The value 2000 could be correct, but this is unlikely. It is more likely that instead of entering the value in $‘000 they have entered the value itself. In this case methods should be able to say with reasonable certainty that 2000 is definitely an odd value. So it can then be treated as a missing value. But what about the values

2, 3, 5, 7, 10, 200

Methods are likely to pick out the 200 as being odd, but should it be rejected out of hand? Or should it just be investigated further? Maybe it is correct, but is it so unusual that you do not want it in your analysis?

The problem with large data sets is that the effort involved in chasing-up missing and checking suspect values can be too expensive and time consuming. Automatic methods are therefore needed that can do a reasonable job in cleaning the data. First we will look at approaches to handling missing values.

Given data with holes in it, either from original missing values or by designating doubtful values as missing, we need to be able to get suitable values. This is an imputation problem. There are two fundamental approaches.

The first is to find the observation that is most similar to the one with the missing value; this is called the donor. If there are more than one possible donor, then the donor used can be selected in different ways, either by choosing one at random or by selecting the first in the list. In these approaches the skill is in selecting the best variables to match the recipient and the donor.

The second approach is to use models to predict the missing value. The fundamental approach is

1. Fit a model.

2. Use to model to predict the missing values.

As with any modeling exercise the prime requirement is to select a suitable model. The better the model, the better the prediction used to replace the missing values. The model should try to include all the relevant information. So if the data is from a time series it makes sense to use a time series model. However, there is also a need to keep the model relatively simple, as it needs to be robust to changing circumstances. Local model may be more effective and avoid the problem of inaccuracy in modeling long-term trends.

To fit the model you need complete data. If there are only a few holes in the data then this is not a problem because a substantial amount of good data will be available. If there are lots then an iterative approach can be used. Starting with guessed values for the missing values, the model is fitted to this data and then used to produce better estimates for the missing values. This procedure is then iterated until there is convergence. If the fitting is by maximum likelihood and the prediction by taking the expected value then this is the EM algorithm.

A key point is that any relevant model can be used. The choice of model can come from statistics or machine learning. So techniques such as regression, neural networks, support vector machine and decision trees can all be used. The simplest model is just to assume the data follow a normal distribution with no other structure. This leads to the missing values being replaced by the mean. For multivariate data the methods used in data mining for prediction may be used such as those available in the NAG Data Mining Components. For time series a simple exponential moving average model may be adequate but more complex ARIMA models may be used.
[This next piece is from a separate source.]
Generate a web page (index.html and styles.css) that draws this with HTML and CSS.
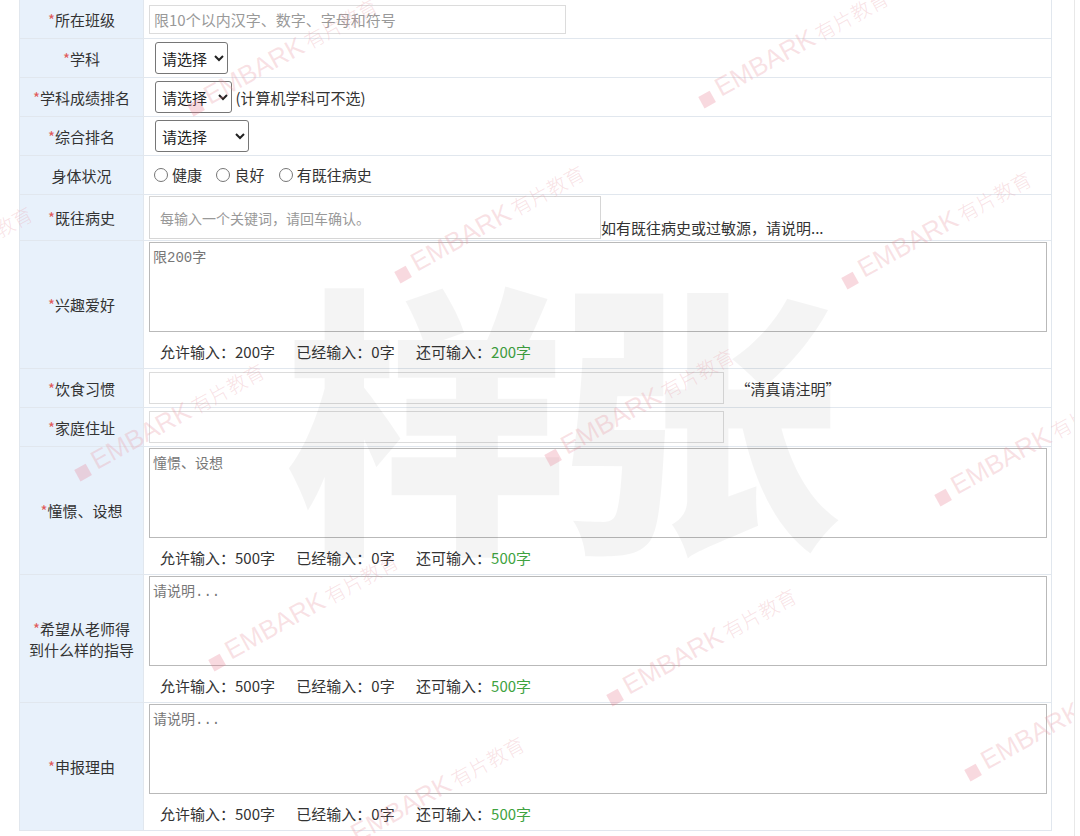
FILE: index.html
```html
<!DOCTYPE html>
<html lang="zh-CN">

<head>
  <meta charset="UTF-8" />
  <title>申报表</title>
  <link rel="stylesheet" href="styles.css">
</head>

<body>
  <div class="page">
    <table class="form-table">
      <tr class="row-s">
        <td class="label"><i>*</i>所在班级</td>
        <td class="field">
          <input type="text" class="txt txt-class" placeholder="限10个以内汉字、数字、字母和符号" />
        </td>
      </tr>
      <tr class="row-s">
        <td class="label"><i>*</i>学科</td>
        <td class="field">
          <select class="sel sel-1"><option>请选择</option></select>
        </td>
      </tr>
      <tr class="row-s">
        <td class="label"><i>*</i>学科成绩排名</td>
        <td class="field">
          <select class="sel sel-2"><option>请选择</option></select>
          <span class="tip">(计算机学科可不选)</span>
        </td>
      </tr>
      <tr class="row-s">
        <td class="label"><i>*</i>综合排名</td>
        <td class="field">
          <select class="sel sel-3"><option>请选择</option></select>
        </td>
      </tr>
      <tr class="row-s">
        <td class="label">身体状况</td>
        <td class="field">
          <label class="radio"><input type="radio" name="health" />健康</label>
          <label class="radio"><input type="radio" name="health" />良好</label>
          <label class="radio"><input type="radio" name="health" />有既往病史</label>
        </td>
      </tr>
      <tr class="row-m">
        <td class="label"><i>*</i>既往病史</td>
        <td class="field field-top">
          <div class="tags">
            <input type="text" class="txt txt-tag" placeholder="每输入一个关键词，请回车确认。" />
            <span class="tip">如有既往病史或过敏源，请说明...</span>
          </div>
        </td>
      </tr>
      <tr class="row-l">
        <td class="label"><i>*</i>兴趣爱好</td>
        <td class="field field-top">
          <textarea class="area" placeholder="限200字"></textarea>
          <div class="count">
            <span>允许输入：200字</span>
            <span>已经输入：0字</span>
            <span>还可输入：<b>200字</b></span>
          </div>
        </td>
      </tr>
      <tr class="row-s">
        <td class="label"><i>*</i>饮食习惯</td>
        <td class="field">
          <input type="text" class="txt txt-wide" />
          <span class="tip tip-quote">“清真请注明”</span>
        </td>
      </tr>
      <tr class="row-s">
        <td class="label"><i>*</i>家庭住址</td>
        <td class="field">
          <input type="text" class="txt txt-wide" />
        </td>
      </tr>
      <tr class="row-l">
        <td class="label"><i>*</i>憧憬、设想</td>
        <td class="field field-top">
          <textarea class="area" placeholder="憧憬、设想"></textarea>
          <div class="count">
            <span>允许输入：500字</span>
            <span>已经输入：0字</span>
            <span>还可输入：<b>500字</b></span>
          </div>
        </td>
      </tr>
      <tr class="row-l">
        <td class="label"><i>*</i>希望从老师得<br>到什么样的指导</td>
        <td class="field field-top">
          <textarea class="area" placeholder="请说明..."></textarea>
          <div class="count">
            <span>允许输入：500字</span>
            <span>已经输入：0字</span>
            <span>还可输入：<b>500字</b></span>
          </div>
        </td>
      </tr>
      <tr class="row-l">
        <td class="label"><i>*</i>申报理由</td>
        <td class="field field-top">
          <textarea class="area" placeholder="请说明..."></textarea>
          <div class="count">
            <span>允许输入：500字</span>
            <span>已经输入：0字</span>
            <span>还可输入：<b>500字</b></span>
          </div>
        </td>
      </tr>
    </table>

    <!-- 水印 -->
    <div class="watermark">
      <div class="big">样张</div>
      <span class="wm" style="left: 195px; top: 92px;">EMBARK<em>有片教育</em></span>
      <span class="wm" style="left: 706px; top: 84px;">EMBARK<em>有片教育</em></span>
      <span class="wm" style="left: 402px; top: 259px;">EMBARK<em>有片教育</em></span>
      <span class="wm" style="left: 849px; top: 265px;">EMBARK<em>有片教育</em></span>
      <span class="wm" style="left: 82px; top: 457px;">EMBARK<em>有片教育</em></span>
      <span class="wm" style="left: 552px; top: 442px;">EMBARK<em>有片教育</em></span>
      <span class="wm" style="left: 942px; top: 482px;">EMBARK<em>有片教育</em></span>
      <span class="wm" style="left: 216px; top: 647px;">EMBARK<em>有片教育</em></span>
      <span class="wm" style="left: 614px; top: 682px;">EMBARK<em>有片教育</em></span>
      <span class="wm" style="left: 972px; top: 757px;">EMBARK<em>有片教育</em></span>
      <span class="wm" style="left: 342px; top: 830px;">EMBARK<em>有片教育</em></span>
      <span class="wm" style="left: -150px; top: 300px;">EMBARK<em>有片教育</em></span>
    </div>
  </div>
</body>

</html>
```

FILE: styles.css
```css
body {
    margin: 0;
    padding: 0;
    background-color: #fff;
    font-family: "Noto Sans CJK SC", "Microsoft YaHei", sans-serif;
    font-size: 15px;
    color: #333;
  }

  .page {
    position: relative;
    width: 1074px;
    height: 836px;
    overflow: hidden;
    border-right: 1px solid #e8e8e8;
  }

  .form-table {
    width: 1033px;
    margin: -1px 0 0 19px;
    border-collapse: collapse;
    table-layout: fixed;
  }

  .form-table td {
    border: 1px solid #e1e7ee;
    padding: 0;
  }

  .row-s {
    height: 39px;
  }

  .row-m {
    height: 46px;
  }

  .row-l {
    height: 128px;
  }

  .label {
    width: 123px;
    background-color: #e8f1fb;
    text-align: center;
    line-height: 21px;
    color: #333;
  }

  .label i {
    font-style: normal;
    color: #e05a5a;
  }

  .field {
    padding-left: 5px !important;
    vertical-align: middle;
  }

  .field-top {
    vertical-align: top;
    padding-top: 0 !important;
  }

  .txt {
    box-sizing: border-box;
    border: 1px solid #dcdcdc;
    outline: none;
    padding: 0 4px;
    font-family: inherit;
    font-size: 15px;
    color: #333;
    vertical-align: middle;
  }

  .txt::placeholder {
    color: #999;
  }

  .txt-class {
    width: 417px;
    height: 29px;
  }

  .txt-wide {
    width: 575px;
    height: 32px;
  }

  .tags {
    display: flex;
    align-items: flex-end;
    padding-top: 1px;
  }

  .txt-tag {
    width: 452px;
    height: 43px;
    padding: 0 10px;
    font-size: 14px;
    border-color: #d6d6d6;
  }

  .tags .tip {
    line-height: 21px;
    padding-bottom: 1px;
  }

  .sel {
    height: 32px;
    margin-left: 6px;
    border: 1px solid #767676;
    border-radius: 3px;
    background-color: #fff;
    font-family: inherit;
    font-size: 15px;
    color: #222;
    padding: 0 2px;
    vertical-align: middle;
  }

  .sel-1 {
    width: 73px;
  }

  .sel-2 {
    width: 77px;
  }

  .sel-3 {
    width: 94px;
  }

  .tip {
    vertical-align: middle;
    font-size: 15px;
    color: #333;
  }

  .tip-quote {
    margin-left: 8px;
  }

  .radio {
    display: inline-flex;
    align-items: center;
    margin-left: 5px;
    margin-right: 6px;
  }

  .radio input {
    width: 14px;
    height: 14px;
    margin: 0 4px 0 0;
  }

  .area {
    display: block;
    box-sizing: border-box;
    width: 898px;
    height: 90px;
    margin-top: 1px;
    border: 1px solid #b9b9b9;
    outline: none;
    resize: none;
    padding: 3px;
    font-family: "Liberation Mono", "Noto Sans CJK SC", monospace;
    font-size: 14px;
  }

  .area::placeholder {
    color: #777;
  }

  .count {
    height: 36px;
    line-height: 40px;
    padding-left: 11px;
    font-size: 15px;
    color: #333;
  }

  .count span {
    margin-right: 18px;
  }

  .count b {
    font-weight: normal;
    color: #3fa33f;
  }

  .watermark {
    position: absolute;
    left: 0;
    top: 0;
    width: 100%;
    height: 100%;
    pointer-events: none;
    overflow: hidden;
  }

  .big {
    position: absolute;
    left: 284px;
    top: 266px;
    font-size: 284px;
    line-height: 1;
    font-weight: 900;
    color: rgba(0, 0, 0, 0.045);
    letter-spacing: -12px;
    white-space: nowrap;
  }

  .wm {
    position: absolute;
    white-space: nowrap;
    transform: rotate(-29deg);
    transform-origin: left bottom;
    font-family: "Liberation Sans", sans-serif;
    font-size: 26px;
    line-height: 26px;
    color: rgba(232, 150, 162, 0.28);
    padding-left: 20px;
  }

  .wm::before {
    content: "";
    position: absolute;
    left: 0;
    bottom: 3px;
    width: 13px;
    height: 13px;
    background-color: rgba(230, 120, 140, 0.28);
  }

  .wm em {
    font-style: normal;
    font-family: "Noto Sans CJK SC", sans-serif;
    font-weight: 300;
    font-size: 20px;
    margin-left: 4px;
  }
```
It is worth noting that if a Kalman filter approach is used there is a natural way of skipping over and/or predicting missing values within the series.

To detect unusual observations the common approach is a ‘how far off’ approach, that is, to predict what the value is expected to be and see how close the observed and predicted values are. This is like treating an observation as missing, imputing the value and then comparing the imputed value to the observed value. So the same methods can be used. How do you decide on which observations are too far off? In some cases it may possible to use the statistical properties of methods to compute theoretical bounds but often the more practical approach is to use simulation to generated suitable cut-off points.
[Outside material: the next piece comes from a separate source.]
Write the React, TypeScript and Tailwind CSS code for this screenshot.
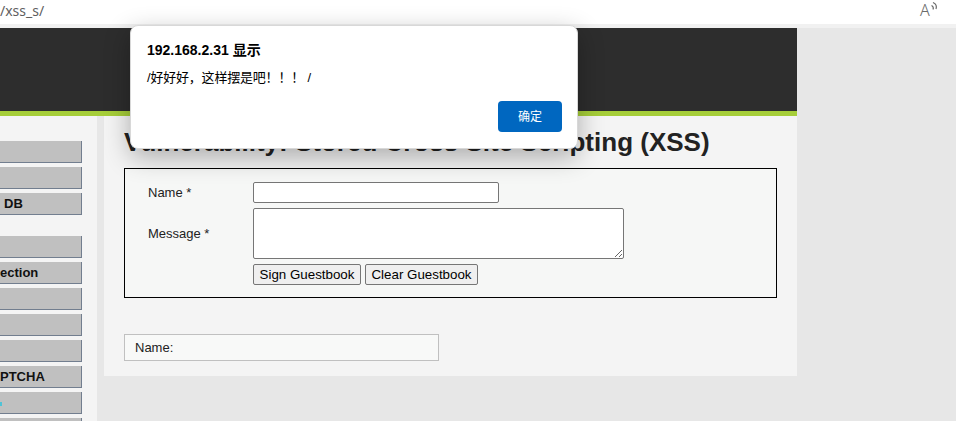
import React from 'react'

const firstGroup = ['', '', 'DB']
const secondGroup = ['', 'ection', '', '', '', 'PTCHA', 'mark', '']

function MenuButton({ label }: { label: string }) {
    return (
        <div className="h-[22px] w-[82px] bg-[#c0c0c0] border-r border-b border-[#727e8f] flex items-center text-[13px] font-bold text-[#111] leading-none overflow-hidden">
            {label === 'mark' ? (
                <span className="block w-[2px] h-[4px] bg-[#4fc3d6] mt-[2px]" />
            ) : label === 'DB' ? (
                <span className="pl-[4px]">{label}</span>
            ) : (
                <span>{label}</span>
            )}
        </div>
    )
}

export default function App() {
    return (
        <div className="relative w-[956px] h-[421px] overflow-hidden bg-[#e7e7e7] font-['Liberation_Sans',Arial,sans-serif]">
            {/* address bar */}
            <div className="h-[24px] bg-white flex items-start justify-between">
                <span className="mt-[3px] text-[14px] text-[#5f5f5f] font-['Noto_Sans',sans-serif] leading-[16px]">/xss_s/</span>
                <div className="relative mr-[18px] mt-[1px] w-[18px] h-[18px]">
                    <span className="absolute left-0 top-0 text-[16px] leading-[18px] font-light text-[#6a6a6a] font-['Noto_Sans',sans-serif]">A</span>
                    <svg className="absolute left-[10px] top-0" width="9" height="10" viewBox="0 0 9 10" fill="none" stroke="#6a6a6a" strokeWidth="1.2">
                        <path d="M1.5 4.5 Q3.8 5.3 3.2 8.5" />
                        <path d="M3 1.5 Q7.5 3.5 6 8" />
                    </svg>
                </div>
            </div>
            <div className="h-[4px] bg-[#f1f1f1]" />

            {/* page */}
            <div className="w-[797px]">
                <div className="h-[83px] bg-[#2d2d2d]" />
                <div className="h-[5px] bg-[#a6ce39]" />
                <div className="flex gap-[7px] items-start">
                    <div className="w-[97px] h-[320px] bg-[#f4f4f4] pt-[25px]">
                        <div className="flex flex-col gap-[4px]">
                            {firstGroup.map((l, i) => (
                                <MenuButton key={'a' + i} label={l} />
                            ))}
                        </div>
                        <div className="flex flex-col gap-[4px] mt-[21px]">
                            {secondGroup.map((l, i) => (
                                <MenuButton key={'b' + i} label={l} />
                            ))}
                        </div>
                    </div>

                    <div className="flex-1 bg-[#f4f4f4] pl-[20px] pr-[20px] pt-[12px] pb-[15px] text-[#222]">
                        <h1 className="text-[26px] leading-[29px] font-bold text-[#222] whitespace-nowrap">
                            Vulnerability: Stored Cross Site Scripting (XSS)
                        </h1>

                        <div className="mt-[11px] w-[653px] h-[130px] border border-black bg-[#f6f7f6] pt-[13px]">
                            <div className="flex items-center h-[21px]">
                                <span className="w-[128px] pl-[23px] text-[13px] text-[#222]">Name *</span>
                                <input className="w-[246px] h-[21px] bg-white border border-[#767676] rounded-[2px] outline-none" />
                            </div>
                            <div className="flex items-center h-[51px] mt-[5px]">
                                <span className="w-[128px] pl-[23px] text-[13px] text-[#222]">Message *</span>
                                <textarea className="w-[371px] h-[51px] bg-white border border-[#767676] rounded-[2px] outline-none resize" />
                            </div>
                            <div className="flex gap-[4px] mt-[5px] pl-[128px]">
                                <button className="w-[108px] h-[21px] bg-[#efefef] border border-[#767676] rounded-[2px] text-[13.33px] text-black leading-none">
                                    Sign Guestbook
                                </button>
                                <button className="w-[113px] h-[21px] bg-[#efefef] border border-[#767676] rounded-[2px] text-[13.33px] text-black leading-none">
                                    Clear Guestbook
                                </button>
                            </div>
                        </div>

                        <div className="mt-[36px] w-[315px] h-[27px] border border-[#c0c0c0] bg-[#f8f9f8] pl-[10px] flex items-center text-[13px] text-[#222]">
                            Name:
                        </div>
                    </div>
                </div>
            </div>

            {/* alert dialog */}
            <div className="absolute left-[130px] top-[25px] w-[448px] h-[124px] bg-white rounded-[8px] border border-[#d8d8d8] shadow-[0_8px_26px_rgba(0,0,0,0.3)] pl-[16px] pr-[15px] pt-[14px] font-['Liberation_Sans','Noto_Sans_CJK_SC',sans-serif]">
                <div className="text-[14px] leading-[20px] font-bold text-black">192.168.2.31 显示</div>
                <div className="mt-[9px] text-[13px] leading-[18px] text-black tracking-[-0.2px]">/好好好，这样摆是吧！！！ /</div>
                <div className="flex justify-end mt-[14px]">
                    <button className="w-[64px] h-[31px] bg-[#0067c0] rounded-[4px] text-white text-[12px] leading-none">确定</button>
                </div>
            </div>
        </div>
    )
}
There is a complication, to use a predictive mode you need to know which are the good observation, something you are trying to find out! One tool to help is the use of robust methods. A common robust approach is to use M-estimators; these down weight any observation that is far from where it is expected to be. These should not be affected if there are a small number of bad values. If higher numbers of bad values are expected then methods based on the median approach can be used. These methods can also be combined with approaches that grow the size of the good data. Here the robust methods are applied to a small initial set of data that has the greatest likelihood of being good. Other observations are added to this set if they pass the criterion of goodness.

An alternative approach to finding possible bad values is the ‘usual suspects’ approach. This approach needs data that has identified bad cases in it. The good/bad category can then be viewed as a classification problem and standard classification methods such as logistic regression, neural networks and decision trees can be used to classify future observations as to whether or not they should be considered to be bad.

While the focus above has been on analytical methods, the use of visualization can often be a powerful tool. It is particularly good at picking out bad values that are occurring in a regular pattern. For example, simple surface plots will reveal holes or spikes. However, care is needed in distinguishing between the natural variability and the presence of bad values. Data is often more dispersed that we think.

A word of caution is needed at this point. First, while automatic methods can detect unusual values that cannot distinguish between values that are unlikely but true and those that are just plain wrong. It may be that you are happy removing all unlikely values because they are difficult to model but in doing so useful, if awkward, information may be missed. Second, any form of automatic data cleaning will have an effect on the results of any subsequent modeling. In general it is hoped that the cleaning will enhance the results, but it is possible that the cleaning may occasionally distort the results. The effects of data cleaning on the whole process needs to be examined and should not be treated in isolation.

Given a wide range of possible methods for both error detection and imputation, how can you compare them? One approach is to start with a data set you are happy with, and then perturb the data adding odd values to replace any missing values, and then apply the different methods that you are considering. The results can be evaluated using suitable criterion such as those suggested in Chambers[1].

The problems of automatic data cleaning are increasing being studied and new ideas are being tried out. In time, practical experience and research will separate the useful from the merely interesting, and suitable software will become readily available. This is one of the aims of the Euredit Project (see [1]).